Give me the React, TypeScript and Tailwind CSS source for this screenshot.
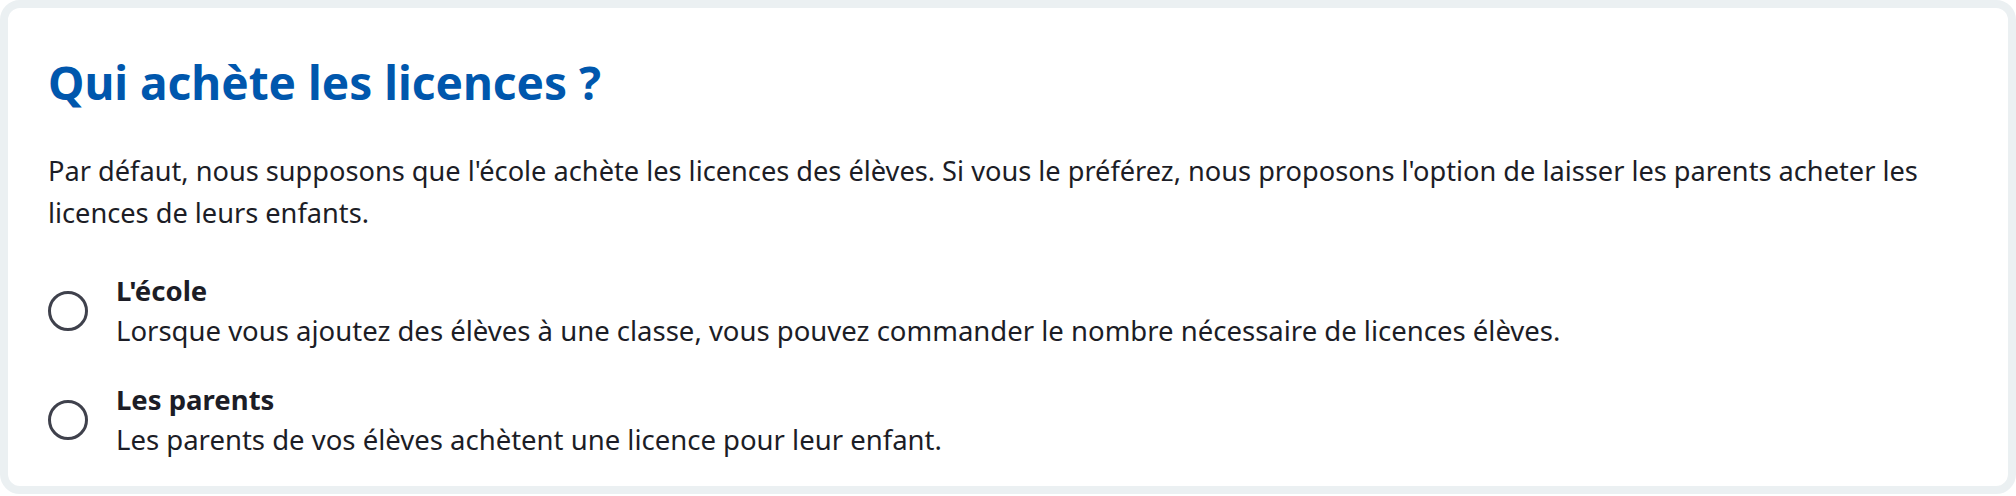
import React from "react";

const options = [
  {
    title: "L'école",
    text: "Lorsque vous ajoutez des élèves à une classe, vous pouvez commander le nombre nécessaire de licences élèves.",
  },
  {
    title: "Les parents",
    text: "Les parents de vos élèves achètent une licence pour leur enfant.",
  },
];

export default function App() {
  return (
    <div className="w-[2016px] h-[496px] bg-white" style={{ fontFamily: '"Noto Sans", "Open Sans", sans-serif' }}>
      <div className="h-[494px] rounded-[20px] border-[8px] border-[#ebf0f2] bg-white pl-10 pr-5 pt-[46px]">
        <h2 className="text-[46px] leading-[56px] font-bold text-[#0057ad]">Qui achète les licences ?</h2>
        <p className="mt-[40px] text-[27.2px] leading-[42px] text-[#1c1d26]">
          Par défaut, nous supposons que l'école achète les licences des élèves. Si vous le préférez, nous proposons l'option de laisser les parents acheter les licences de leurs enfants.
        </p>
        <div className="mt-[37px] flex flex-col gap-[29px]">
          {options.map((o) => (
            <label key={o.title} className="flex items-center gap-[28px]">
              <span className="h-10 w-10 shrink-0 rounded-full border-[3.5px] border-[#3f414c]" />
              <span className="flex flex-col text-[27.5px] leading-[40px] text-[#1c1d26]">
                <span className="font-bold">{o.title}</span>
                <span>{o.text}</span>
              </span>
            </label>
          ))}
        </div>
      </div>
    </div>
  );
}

# INSTRUCTIONS FOR THE TASK:
Copy every line of the data exactly as written, excluding the pictures.

# TASK SOLUTION:
Give me the React, TypeScript and Tailwind CSS source for this screenshot.
import React from "react";

const options = [
  {
    title: "L'école",
    text: "Lorsque vous ajoutez des élèves à une classe, vous pouvez commander le nombre nécessaire de licences élèves.",
  },
  {
    title: "Les parents",
    text: "Les parents de vos élèves achètent une licence pour leur enfant.",
  },
];

export default function App() {
  return (
    <div className="w-[2016px] h-[496px] bg-white" style={{ fontFamily: '"Noto Sans", "Open Sans", sans-serif' }}>
      <div className="h-[494px] rounded-[20px] border-[8px] border-[#ebf0f2] bg-white pl-10 pr-5 pt-[46px]">
        <h2 className="text-[46px] leading-[56px] font-bold text-[#0057ad]">Qui achète les licences ?</h2>
        <p className="mt-[40px] text-[27.2px] leading-[42px] text-[#1c1d26]">
          Par défaut, nous supposons que l'école achète les licences des élèves. Si vous le préférez, nous proposons l'option de laisser les parents acheter les licences de leurs enfants.
        </p>
        <div className="mt-[37px] flex flex-col gap-[29px]">
          {options.map((o) => (
            <label key={o.title} className="flex items-center gap-[28px]">
              <span className="h-10 w-10 shrink-0 rounded-full border-[3.5px] border-[#3f414c]" />
              <span className="flex flex-col text-[27.5px] leading-[40px] text-[#1c1d26]">
                <span className="font-bold">{o.title}</span>
                <span>{o.text}</span>
              </span>
            </label>
          ))}
        </div>
      </div>
    </div>
  );
}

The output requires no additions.